Black, Asian and Minority Ethnic groups in England are at increased risk of death from COVID-19: indirect standardisation of NHS mortality data
Aldridge RW, Lewer D, Katikireddi SV et al. Black, Asian and Minority Ethnic groups in England are at increased risk of death from COVID-19: indirect standardisation of NHS mortality data [version 1; peer review: 3 approved with reservations]. Wellcome Open Res 2020, 5:88 (https://doi.org/10.12688/wellcomeopenres.15922.1)
Background: International and UK data suggest that Black, Asian and Minority Ethnic (BAME) groups are at increased risk of infection and death from COVID-19. We aimed to explore the risk of death in minority ethnic groups in England using data reported by NHS England.
Methods: We used NHS data on patients with a positive COVID-19 test who died in hospitals in England published on 28th April, with deaths by ethnicity available from 1st March 2020 up to 5pm on 21 April 2020. We undertook indirect standardisation of these data (using the whole population of England as the reference) to produce ethnic specific standardised mortality ratios (SMRs) adjusted for age and geographical region.
Results: The largest total number of deaths in minority ethnic groups were Indian (492 deaths) and Black Caribbean (460 deaths) groups.
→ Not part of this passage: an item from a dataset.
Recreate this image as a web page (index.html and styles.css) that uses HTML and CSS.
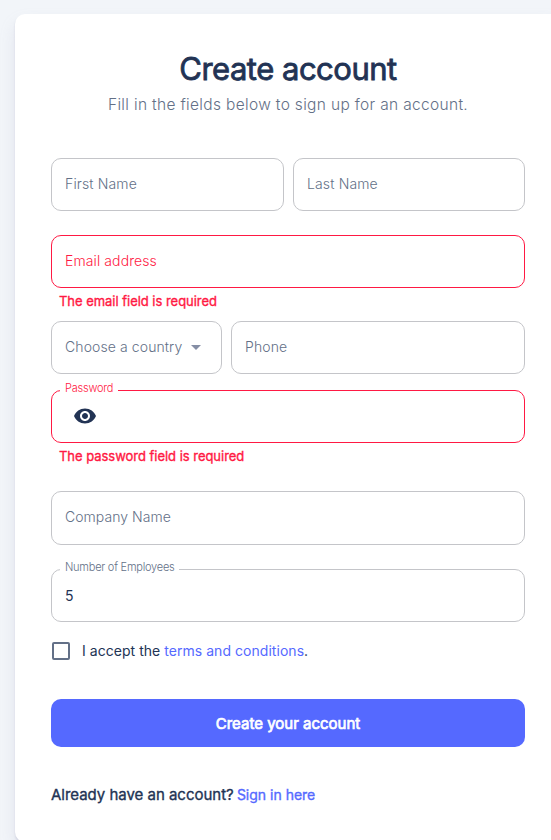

Adjusting for region we found a lower risk of death for White Irish (SMR 0.52; 95%CIs 0.45-0.60) and White British ethnic groups (0.88; 95%CIs 0.86-0.0.89), but increased risk of death for Black African (3.24; 95%CIs 2.90-3.62), Black Caribbean (2.21; 95%CIs 2.02-2.41), Pakistani (3.29; 95%CIs 2.96-3.64), Bangladeshi (2.41; 95%CIs 1.98-2.91) and Indian (1.70; 95%CIs 1.56-1.85) minority ethnic groups.
Conclusion: Our analysis adds to the evidence that BAME people are at increased risk of death from COVID-19 even after adjusting for geographical region. We believe there is an urgent need to take action to reduce the risk of death for BAME groups and better understand why some ethnic groups experience greater risk. Actions that are likely to reduce these inequities include ensuring adequate income protection (so that low paid and zero-hours contract workers can afford to follow social distancing recommendations), reducing occupational risks (such as ensuring adequate personal protective equipment), reducing barriers in accessing healthcare and providing culturally and linguistically appropriate public health communications.